I guess using StableSort would make difference only if the filepath.ToSlash was called before the sort operation, not after.
Furthermore I think using filepath.ToSlash is problematic. Because it, potentially, breaks the assumption that both of the lists/channels are listed. For example, in a windows device we may have such an order: "ab" "a\b" but in compareObjects we use them after applying filepath.ToSlash which converts them to "ab" "a/b" but in ascii "/" comes before "b", so practically it is not sorted as we expect and assume.
So I propose these changes as fix: https://github.com/Kucukaslan/s5cmd/commit/40a22c91df08cea3f150455f6c2d060480ba745c
Warning I'm wrong. The filepath.ToSlash is already called at the url.New so the path seperators are converted to slash well in advance. My, so-called, fix would be redundant, so I won't include that in this PR. For the record, I'm not sure if this behaviour of url.New is a good practice or not. https://github.com/peak/s5cmd/blob/2a6c7cc858cc350965bd0bc51abf81498118ef02/storage/url/url.go#L78-L81
I've implemented another variant that uses gob encoding instead of the json encoding in this branch.
I've also written a test code to compare their respective encoding/decoding[^bytes] speeds.

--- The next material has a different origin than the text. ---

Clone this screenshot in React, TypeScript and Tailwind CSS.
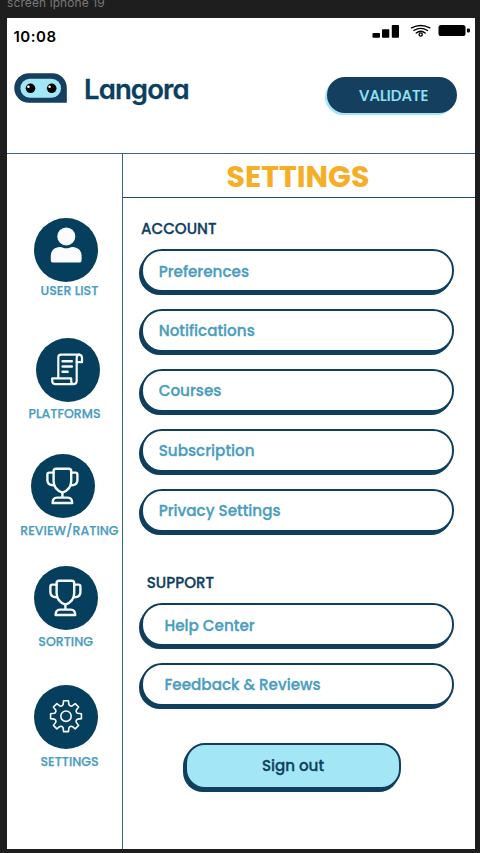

The gob encoding uses much less space than the json encoding (88 vs ~150 bytes for the test input).
In my first tests, the json encoding was much faster than the gob encoding. For 1 million objects the json encoding took about 8.5 seconds, while gob encoding took about 30 seconds. After perusing their implementations[^almost], I identified the main reason of the difference: The gob's default time.Time encoding seems to be slower than storing the time as RFC3339Nano formatted string. Now gob takes about 10 seconds for the same test values.
I currently do not know how the encoded slice sizes will affect the external sorting.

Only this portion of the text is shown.